All this is easier said than done, and perhaps hopelessly idealistic, but you have to have some hope, right? Right? (Or is that what the basilisk wants us to think?)
Grimes - Oblivion www.youtube.com
Post/Humanism: Live Music as Resistance
At its core, Jesus's central argument is a humanist one. Human compassion and the connection that arises from live music, she seemed to be implying, must not be replaced by soulless artificial intelligence. Live music is antithetical to Silicon Valley's pristine, gilded ethos, she argues. It's true: Few things make us feel more human than live music, with all its searing emotion and audience-performer transference.
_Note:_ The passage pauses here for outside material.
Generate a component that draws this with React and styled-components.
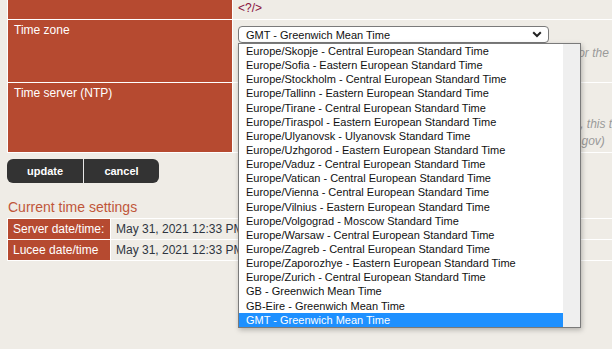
import React from 'react';
import styled, { createGlobalStyle } from 'styled-components';

const Global = createGlobalStyle`
  html, body { margin: 0; padding: 0; background: #efece6; overflow: hidden; }
  body { font-family: "Liberation Sans", Arial, sans-serif; }
`;

const RED = '#b64a30';

const Page = styled.div`
  width: 612px;
  height: 349px;
  overflow: hidden;
  padding-left: 7px;
  box-sizing: border-box;
`;

const FormTable = styled.div`
  width: 800px;
  border-left: 1px solid #fff;
  border-top: ${p => (p.$top ? '1px solid #fff' : 'none')};
`;

const Row = styled.div`
  display: grid;
  grid-template-columns: ${p => p.$label}px 1fr;
  height: ${p => p.$h}px;
  border-bottom: 1px solid #fff;
`;

const Label = styled.div`
  background: ${RED};
  color: #fff;
  font-size: 12px;
  line-height: 14px;
  padding: ${p => (p.$center ? '0 5px' : '3px 6px')};
  display: ${p => (p.$center ? 'flex' : 'block')};
  align-items: center;
  border-right: 1px solid #fff;
  white-space: nowrap;
`;

const Cell = styled.div`
  padding: ${p => p.$pad || '0 5px'};
  display: ${p => (p.$center ? 'flex' : 'block')};
  align-items: center;
  min-width: 0;
`;

const Tag = styled.span`
  display: block;
  color: #8a1240;
  font-size: 12px;
  line-height: 19px;
  margin-top: -1px;
`;

const SelectWrap = styled.div`
  position: relative;
  width: 311px;
`;

const SelectBox = styled.div`
  height: 17px;
  box-sizing: border-box;
  border: 1px solid #7a7a7a;
  border-radius: 4px;
  background: #fff;
  display: flex;
  align-items: center;
  justify-content: space-between;
  padding: 0 6px 0 7px;
  font-size: 11px;
  color: #111;
`;

const Dropdown = styled.div`
  position: absolute;
  top: 100%;
  left: 0;
  width: 343px;
  height: 285px;
  box-sizing: border-box;
  border: 1px solid #7a7a7a;
  background: #efefef;
  box-shadow: 1px 2px 5px rgba(0, 0, 0, 0.25);
  display: grid;
  grid-template-columns: 1fr 17px;
  z-index: 5;
`;

const List = styled.ul`
  list-style: none;
  margin: 0;
  padding: 0;
  background: #fff;
  overflow: hidden;
`;

const Option = styled.li`
  height: 14.15px;
  line-height: 14px;
  padding-left: 7px;
  font-size: 11px;
  white-space: nowrap;
  color: ${p => (p.$selected ? '#fff' : '#111')};
  background: ${p => (p.$selected ? '#1e90ff' : 'transparent')};
`;

const Desc = styled.div`
  font-size: 12px;
  font-style: italic;
  color: #9a9a9a;
  line-height: 17px;
  white-space: nowrap;
  margin-top: ${p => p.$mt || 0}px;
`;

const TextInput = styled.div`
  width: 300px;
  height: 20px;
  border: 1px solid #aaa;
  background: #fff;
`;

const ButtonBar = styled.div`
  display: flex;
  margin-top: 6px;
`;

const Button = styled.button`
  width: 76px;
  height: 24px;
  box-sizing: border-box;
  border: none;
  border-left: ${p => (p.$last ? '1px solid #e8e8e8' : 'none')};
  background: #333;
  color: #fff;
  font-family: "Liberation Sans", Arial, sans-serif;
  font-weight: bold;
  font-size: 11px;
  padding: 0;
  border-radius: ${p => (p.$last ? '0 6px 6px 0' : '6px 0 0 6px')};
`;

const Title = styled.h2`
  margin: 16px 0 3px 1px;
  font-size: 14px;
  line-height: 16px;
  font-weight: normal;
  color: #c0563a;
`;

const Value = styled.span`
  font-size: 12px;
  color: #2e3540;
  white-space: nowrap;
`;

const Chevron = () => (
  <svg width="10" height="7" viewBox="0 0 10 7">
    <path d="M1.2 1.3 L5 5 L8.8 1.3" fill="none" stroke="#222" strokeWidth="2" />
  </svg>
);

const zones = [
  'Europe/Skopje - Central European Standard Time',
  'Europe/Sofia - Eastern European Standard Time',
  'Europe/Stockholm - Central European Standard Time',
  'Europe/Tallinn - Eastern European Standard Time',
  'Europe/Tirane - Central European Standard Time',
  'Europe/Tiraspol - Eastern European Standard Time',
  'Europe/Ulyanovsk - Ulyanovsk Standard Time',
  'Europe/Uzhgorod - Eastern European Standard Time',
  'Europe/Vaduz - Central European Standard Time',
  'Europe/Vatican - Central European Standard Time',
  'Europe/Vienna - Central European Standard Time',
  'Europe/Vilnius - Eastern European Standard Time',
  'Europe/Volgograd - Moscow Standard Time',
  'Europe/Warsaw - Central European Standard Time',
  'Europe/Zagreb - Central European Standard Time',
  'Europe/Zaporozhye - Eastern European Standard Time',
  'Europe/Zurich - Central European Standard Time',
  'GB - Greenwich Mean Time',
  'GB-Eire - Greenwich Mean Time',
  'GMT - Greenwich Mean Time',
];

export default function App() {
  return (
    <Page>
      <Global />
      <FormTable>
        <Row $label={225} $h={19}>
          <Label />
          <Cell>
            <Tag>&lt;?/&gt;</Tag>
          </Cell>
        </Row>
        <Row $label={225} $h={62}>
          <Label>Time zone</Label>
          <Cell $pad="6px 5px 0">
            <SelectWrap>
              <SelectBox>
                <span>GMT - Greenwich Mean Time</span>
                <Chevron />
              </SelectBox>
              <Dropdown>
                <List>
                  {zones.map(z => (
                    <Option key={z} $selected={z.startsWith('GMT')}>
                      {z}
                    </Option>
                  ))}
                </List>
              </Dropdown>
            </SelectWrap>
            <Desc $mt={2}>Define the time zone that is used by all date and time functions for the current context.</Desc>
          </Cell>
        </Row>
        <Row $label={225} $h={69}>
          <Label>Time server (NTP)</Label>
          <Cell $pad="6px 5px 0">
            <TextInput />
            <Desc $mt={5}>Url of a time server that is used to synchronize the time of Lucee, this time server is used</Desc>
            <Desc>instead of the local time of the server host (for example time.nist.gov)</Desc>
          </Cell>
        </Row>
      </FormTable>
      <ButtonBar>
        <Button>update</Button>
        <Button $last>cancel</Button>
      </ButtonBar>
      <Title>Current time settings</Title>
      <FormTable $top>
        <Row $label={103} $h={20}>
          <Label $center>Server date/time:</Label>
          <Cell $center>
            <Value>May 31, 2021 12:33 PM</Value>
          </Cell>
        </Row>
        <Row $label={103} $h={20}>
          <Label $center>Lucee date/time</Label>
          <Cell $center>
            <Value>May 31, 2021 12:33 PM</Value>
          </Cell>
        </Row>
      </FormTable>
    </Page>
  );
}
Zola Jesus - Siphon | Sofar NYC www.youtube.com
Yet as with anything in this wheelhouse, the truth (and music) is not divisible into good/evil binaries. Live music is powerful, but it is not a solution to the ravages of systemic injustice (not that anyone was implying it was), especially when it exists within a profitable system wherein artists are forced to tour relentlessly and sell tickets and merchandise for thousands of dollars. And of course, the music industry is not, and has never been, an entity that uplifts human emotion and expression above all else.
For her part, Jesus is rejecting the music industry's algorithms by supporting herself via Patreon donations, but that's also an impossibility for so many dedicated and hardworking artists.
That said, her essay and comments are brilliantly written and bring up vital points that absolutely merit continued discussion. It's all too easy for posthumanists locked up in their ivory towers to imagine futures of sublime cyborgian evolution while only analyzing ethical and emotional implications of AI in theory, so going forward, we absolutely need the kind of transparent analysis Jesus and Grimes' debate is presenting.
So, diary, I have chosen the hill I will die on today, which is: We need antitrust and regulatory policies and some seriously hard-working ethics in Silicon Valley.